Ce qui veut dire, mesdames et messieurs -- je m'excuse, j'ai été un peu long, mais il est difficile de ne pas l'être, j'ai voulu vous faire accéder à la compréhension de quelque chose d'inoui, où la bonne manière de comprendre c'est la philosophie, mais elle est étrangère au langage des acteurs. Toujours est-il que cette prise de conscience va se développer. Elle est liée à tous les problèmes que l'on voit sur l'éthique sur Internet.

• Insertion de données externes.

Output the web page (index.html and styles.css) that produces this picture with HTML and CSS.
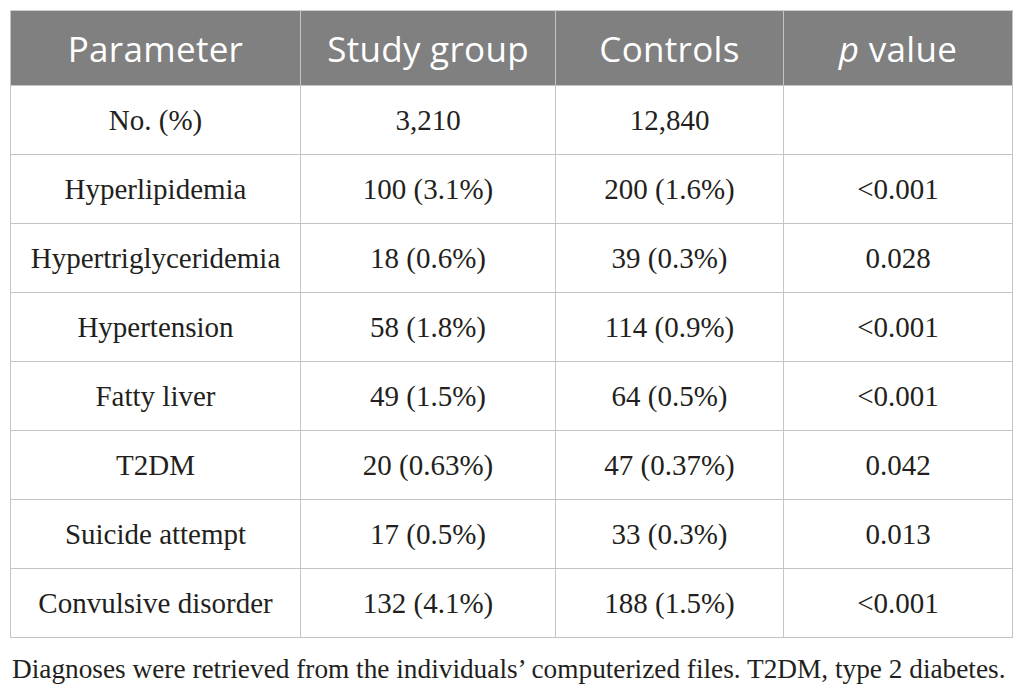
FILE: index.html
```html
<!DOCTYPE html>
<html>
<head>
<meta charset="utf-8">
<link rel="stylesheet" href="styles.css">
</head>
<body>
<div class="page">
<table class="data">
  <colgroup>
    <col class="c1"><col class="c2"><col class="c3"><col class="c4">
  </colgroup>
  <thead>
    <tr><th>Parameter</th><th>Study group</th><th>Controls</th><th><i>p</i> value</th></tr>
  </thead>
  <tbody>
    <tr><td>No. (%)</td><td>3,210</td><td>12,840</td><td></td></tr>
    <tr><td>Hyperlipidemia</td><td>100 (3.1%)</td><td>200 (1.6%)</td><td>&lt;0.001</td></tr>
    <tr><td>Hypertriglyceridemia</td><td>18 (0.6%)</td><td>39 (0.3%)</td><td>0.028</td></tr>
    <tr><td>Hypertension</td><td>58 (1.8%)</td><td>114 (0.9%)</td><td>&lt;0.001</td></tr>
    <tr><td>Fatty liver</td><td>49 (1.5%)</td><td>64 (0.5%)</td><td>&lt;0.001</td></tr>
    <tr><td>T2DM</td><td>20 (0.63%)</td><td>47 (0.37%)</td><td>0.042</td></tr>
    <tr><td>Suicide attempt</td><td>17 (0.5%)</td><td>33 (0.3%)</td><td>0.013</td></tr>
    <tr><td>Convulsive disorder</td><td>132 (4.1%)</td><td>188 (1.5%)</td><td>&lt;0.001</td></tr>
  </tbody>
</table>
<p class="note">Diagnoses were retrieved from the individuals’ computerized files. T2DM, type 2 diabetes.</p>
</div>
</body>
</html>
```

FILE: styles.css
```css
html, body {
  margin: 0;
  padding: 0;
  background: #ffffff;
}
.page {
  padding: 10px 0 0 10px;
  width: 1002px;
}
.data {
  width: 1002px;
  border-collapse: collapse;
  table-layout: fixed;
}
.c1 { width: 290px; }
.c2 { width: 255px; }
.c3 { width: 228px; }
.c4 { width: 229px; }
.data th {
  background: #808080;
  color: #ffffff;
  font-family: "Open Sans", sans-serif;
  font-weight: 400;
  font-size: 35px;
  letter-spacing: 0.3px;
  height: 74px;
  padding: 0;
  text-align: center;
  vertical-align: middle;
  border: 1px solid #c4c4c4;
  border-top-color: #d0d0d0;
}
.data th i {
  font-style: italic;
}
.data td {
  font-family: "Liberation Serif", "Times New Roman", serif;
  font-size: 29px;
  color: #231f20;
  height: 68px;
  padding: 0;
  text-align: center;
  vertical-align: middle;
  border: 1px solid #c4c4c4;
}
.note {
  margin: 16px 0 0 2px;
  font-family: "Liberation Serif", "Times New Roman", serif;
  font-size: 27.3px;
  color: #231f20;
  white-space: nowrap;
}
```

Elle est liée au respect d'une morale collective, d'une éthique collective, dans ce monde où tout est tellement technicisé, que la précision des contrôles échappe, qu'elle est difficile et que de toute façon il faut législativement redéfinir leurs points d'appuis et leurs extensions à ces contrôles, tout le temps. Ça fait partie de ce paquet : nous sommes des législateurs à la recherche d'une éthique, et ce sera la grandeur de l'Europe et son rebond que de traiter de ces problèmes qui naturellement ne sont plus à la hauteur de nos débats nationaux. Pardonnez-moi les quelques minutes de trop, mais j'ai aimé le sujet : ca n'échappe à personne.